**Problem statement**
Retype the data exactly, from its first line to the line containing "<h1>ance Launch</h1>", including both, and skip any picture.

**Data shown**
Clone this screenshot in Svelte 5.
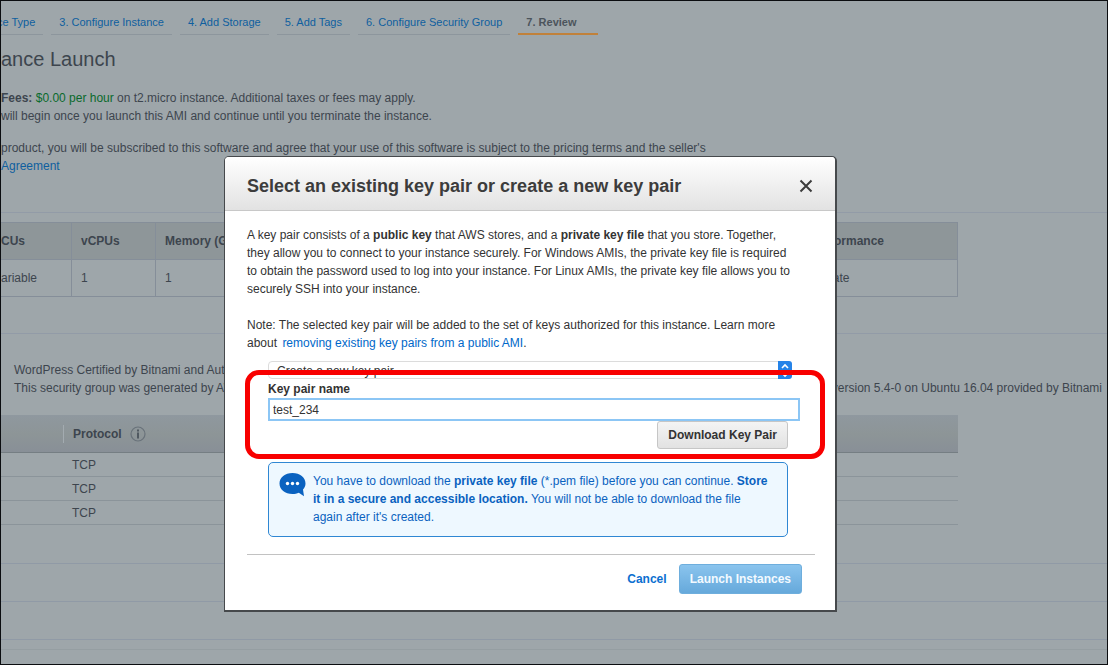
<script lang="ts">
  const steps = ['3. Configure Instance', '4. Add Storage', '5. Add Tags', '6. Configure Security Group'];
  const rules = ['TCP', 'TCP', 'TCP'];

  let option = $state('create');
  let keyName = $state('test_234');
</script>

<div class="page">
  <nav class="steps">
    <a class="first" href="#type">ce Type</a>
    {#each steps as step}
      <a href="#step">{step}</a>
    {/each}
    <a class="active" href="#review">7. Review</a>
  </nav>

  <h1>ance Launch</h1>

  <p class="fees">
    <strong>Fees:</strong> <span class="price">$0.00 per hour</span> on t2.micro instance. Additional taxes or fees may apply.<br />
    will begin once you launch this AMI and continue until you terminate the instance.
  </p>
  <p class="terms">
    product, you will be subscribed to this software and agree that your use of this software is subject to the pricing terms and the seller's<br />
    <a href="#agreement">Agreement</a>
  </p>

  <section class="instance">
    <table class="types">
      <thead>
        <tr><th class="c1">CUs</th><th class="c2">vCPUs</th><th>Memory (GiB)</th><th class="c4">Network Performance</th></tr>
      </thead>
      <tbody>
        <tr><td>ariable</td><td>1</td><td>1</td><td>Low to Moderate</td></tr>
      </tbody>
    </table>
  </section>

  <section class="security">
    <div class="group">
      <div>WordPress Certified by Bitnami and Automattic</div>
      <div class="split">
        <span>This security group was generated by AWS</span>
        <span>version 5.4-0 on Ubuntu 16.04 provided by Bitnami</span>
      </div>
    </div>
    <table class="rules">
      <thead>
        <tr>
          <th class="type"></th>
          <th>
            <span class="protocol">
              Protocol
              <svg width="16" height="16" viewBox="0 0 16 16" aria-hidden="true">
                <circle cx="8" cy="8" r="7" fill="none" stroke="#69727a" stroke-width="1.2" />
                <rect x="7" y="3.500" width="2" height="2" fill="#505961" />
                <rect x="7" y="6.500" width="2" height="6" fill="#505961" />
              </svg>
            </span>
          </th>
        </tr>
      </thead>
      <tbody>
        {#each rules as rule}
          <tr><td></td><td>{rule}</td></tr>
        {/each}
      </tbody>
    </table>
  </section>

  <div class="fold"></div>
  <div class="fold"></div>
  <div class="fold last"></div>

  <div class="overlay">
    <div class="dialog" role="dialog" aria-labelledby="dialog-title">
      <header>
        <h2 id="dialog-title">Select an existing key pair or create a new key pair</h2>
        <button class="close" aria-label="Close">
          <svg width="14" height="14" viewBox="0 0 14 14">
            <path d="M1.5 1.5L12.5 12.5M12.5 1.5L1.5 12.5" stroke="#3c3c3c" stroke-width="2" />
          </svg>
        </button>
      </header>

      <div class="body">
        <p>
          A key pair consists of a <strong>public key</strong> that AWS stores, and a <strong>private key file</strong> that you store. Together,<br />
          they allow you to connect to your instance securely. For Windows AMIs, the private key file is required<br />
          to obtain the password used to log into your instance. For Linux AMIs, the private key file allows you to<br />
          securely SSH into your instance.
        </p>
        <p>
          Note: The selected key pair will be added to the set of keys authorized for this instance. Learn more<br />
          about <a href="#remove">removing existing key pairs from a public AMI</a>.
        </p>

        <form onsubmit={(e) => e.preventDefault()}>
          <div class="select">
            <select bind:value={option} aria-label="Key pair option">
              <option value="create">Create a new key pair</option>
              <option value="existing">Choose an existing key pair</option>
            </select>
            <svg width="14" height="18" viewBox="0 0 14 18" aria-hidden="true">
              <path d="M0 0H11Q14 0 14 3V15Q14 18 11 18H0Z" fill="#2583e8" />
              <path d="M4 7L7 4L10 7M4 12L7 15L10 12" fill="none" stroke="#fff" stroke-width="1.6" />
            </svg>
          </div>
          <label for="key-name">Key pair name</label>
          <input id="key-name" type="text" bind:value={keyName} />
          <button class="download" type="button">Download Key Pair</button>
          <div class="highlight"></div>
        </form>

        <div class="notice">
          <svg width="27" height="25" viewBox="0 0 27 25" aria-hidden="true">
            <path d="M13.5 1C6 1 .5 5.4 .5 11.5S6 22 13.5 22C15.8 22 18 21.6 19.8 20.7L25 24.2L24 17.5C25.6 15.8 26.5 13.7 26.5 11.5C26.5 5.4 21 1 13.5 1Z" fill="#0a62c0" />
            <circle cx="8.5" cy="11.5" r="1.7" fill="#fff" />
            <circle cx="13.5" cy="11.5" r="1.7" fill="#fff" />
            <circle cx="18.5" cy="11.5" r="1.7" fill="#fff" />
          </svg>
          <p>
            You have to download the <strong>private key file</strong> (*.pem file) before you can continue. <strong>Store<br />
            it in a secure and accessible location.</strong> You will not be able to download the file<br />
            again after it's created.
          </p>
        </div>

        <footer>
          <button class="cancel">Cancel</button>
          <button class="launch">Launch Instances</button>
        </footer>
      </div>
    </div>
  </div>
</div>

<style>
  :global(body) {
    margin: 0;
    background: #9ea6aa;
  }

  .page {
    position: relative;
    box-sizing: border-box;
    min-height: 100vh;
    overflow: hidden;
    border: 1px solid #0b0d10;
    background: #9ea6aa;
    color: #3d454e;
    font: 12px/18px 'Liberation Sans', Arial, sans-serif;
  }

  p,
  h1,
  h2 {
    margin: 0;
  }

  a {
    color: #0f5f9f;
    text-decoration: none;
  }

  button,
  input,
  select {
    font: inherit;
    color: inherit;
  }

  button {
    cursor: pointer;
  }

  /* Wizard steps */
  .steps {
    display: flex;
    gap: 8px;
    margin-left: -4px;
    font-size: 11px;
  }

  .steps a {
    padding: 12px 8px 2px;
    border-bottom: 1px solid #8d969d;
    white-space: nowrap;
  }

  .steps .first {
    padding-left: 0;
  }

  .steps .active {
    padding-right: 22px;
    border-bottom: 2px solid #c1813a;
    color: #4c545c;
    font-weight: bold;
  }

  h1 {
    margin-top: 12px;
    font-size: 20px;
    font-weight: normal;
    line-height: 24px;
  }

  .fees {
    margin-top: 18px;
  }

  .price {
    color: #0a6a2c;
  }

  .terms {
    margin-top: 14px;
    white-space: nowrap;
  }

  table {
    width: 957px;
    border-collapse: collapse;
    table-layout: fixed;
  }

  th,
  td {
    padding: 0 9px;
    text-align: left;
    white-space: nowrap;
  }

  .instance {
    margin-top: 37px;
    padding: 9px 0 36px;
    border-top: 1px solid #929ba7;
  }

  .types th,
  .types td {
    height: 36px;
    border: 1px solid #858e99;
  }

  .types tr > :first-child {
    padding-left: 0;
    border-left: none;
  }

  .types th {
    background: #8e9699;
  }

  .types .c1 {
    width: 61px;
  }

  .types .c2 {
    width: 65px;
  }

  .types .c4 {
    width: 188px;
  }

  .security {
    padding: 27px 0 1px;
    border-top: 1px solid #929ba7;
  }

  .group {
    padding: 0 5px 0 13px;
  }

  .split {
    display: flex;
    justify-content: space-between;
  }

  .rules {
    margin-top: 18px;
  }

  .rules thead {
    background: linear-gradient(#8f989f, #8d9597 50%, #888f97);
  }

  .rules th {
    height: 37px;
    padding: 0;
    border-bottom: 1px solid #757e83;
  }

  .rules .type {
    width: 62px;
  }

  .rules td {
    height: 23px;
    border-bottom: 1px solid #8b949a;
  }

  .protocol {
    display: flex;
    align-items: center;
    gap: 8px;
    padding-left: 9px;
    border-left: 1px solid #a3abb0;
  }

  .fold {
    height: 37px;
    border-bottom: 1px solid #909aa6;
  }

  .fold.last {
    box-shadow: 0 9px #9ea6aa, 0 10px #959ea2;
  }

  /* Key pair dialog */
  .overlay {
    position: absolute;
    inset: 0;
    padding: 155px 270px 52px 223px;
  }

  .dialog {
    border: 2px solid #46494c;
    border-width: 1px 2px 2px 1px;
    border-radius: 5px 5px 0 0;
    background: #fff;
    color: #333;
  }

  header {
    display: flex;
    align-items: center;
    justify-content: space-between;
    height: 54px;
    padding: 5px 22px 0;
    box-sizing: border-box;
    border-bottom: 1px solid #c8c8c8;
    border-radius: 4px 4px 0 0;
    background: linear-gradient(#fff, #e2e2e2);
  }

  h2 {
    color: #3c3c3c;
    font-size: 18px;
    line-height: 24px;
  }

  .close {
    display: flex;
    padding: 0;
    border: none;
    background: none;
  }

  .body {
    padding: 15px 20px 16px 22px;
  }

  .body p + p {
    margin-top: 18px;
  }

  .body a {
    margin-left: 2px;
    color: #0068c9;
  }

  form {
    position: relative;
    display: flex;
    flex-direction: column;
    margin: 9px 15px 0 21px;
  }

  .select {
    position: relative;
    display: flex;
    margin-right: 8px;
  }

  select {
    width: 100%;
    height: 18px;
    padding: 0 8px;
    border: 1px solid #dcdcdc;
    border-radius: 4px;
    background: #fff;
    appearance: none;
  }

  .select svg {
    position: absolute;
    top: 0;
    right: 0;
    pointer-events: none;
  }

  label {
    margin-top: 1px;
    font-weight: bold;
  }

  input {
    box-sizing: border-box;
    height: 23px;
    padding: 0 3px;
    border: 2px solid #8cc6f5;
    outline: none;
  }

  .download {
    align-self: flex-end;
    height: 28px;
    margin-right: 12px;
    padding: 0 10px;
    border: 1px solid #c6c6c6;
    border-radius: 3px;
    background: linear-gradient(#f4f4f4, #e2e2e2);
    font-weight: bold;
  }

  /* Red frame around the name field and its button */
  .highlight {
    position: absolute;
    inset: 9px -25px -10px -23px;
    border: 5px solid #f80000;
    border-radius: 14px;
    pointer-events: none;
  }

  .notice {
    display: flex;
    align-items: flex-start;
    gap: 7px;
    margin: 13px 27px 0 21px;
    padding: 9px 6px 10px 10px;
    border: 1px solid #2f87d3;
    border-radius: 5px;
    background: #eef8ff;
    color: #0a62c0;
  }

  .notice svg {
    flex: none;
  }

  footer {
    display: flex;
    justify-content: flex-end;
    gap: 12px;
    margin-top: 17px;
    padding: 9px 13px 0 0;
    border-top: 1px solid #c2c2c2;
  }

  .cancel {
    padding: 0;
    border: none;
    background: none;
    color: #0c6fd0;
    font-weight: bold;
  }

  .launch {
    height: 30px;
    padding: 0 10px;
    border: 1px solid #6eaedd;
    border-radius: 3px;
    background: linear-gradient(#8ac4ee, #66a9db);
    color: #f3faff;
    font-weight: bold;
  }
</style>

**Answer in full**
Clone this screenshot in Svelte 5.
<script lang="ts">
  const steps = ['3. Configure Instance', '4. Add Storage', '5. Add Tags', '6. Configure Security Group'];
  const rules = ['TCP', 'TCP', 'TCP'];

  let option = $state('create');
  let keyName = $state('test_234');
</script>

<div class="page">
  <nav class="steps">
    <a class="first" href="#type">ce Type</a>
    {#each steps as step}
      <a href="#step">{step}</a>
    {/each}
    <a class="active" href="#review">7. Review</a>
  </nav>

  <h1>ance Launch</h1>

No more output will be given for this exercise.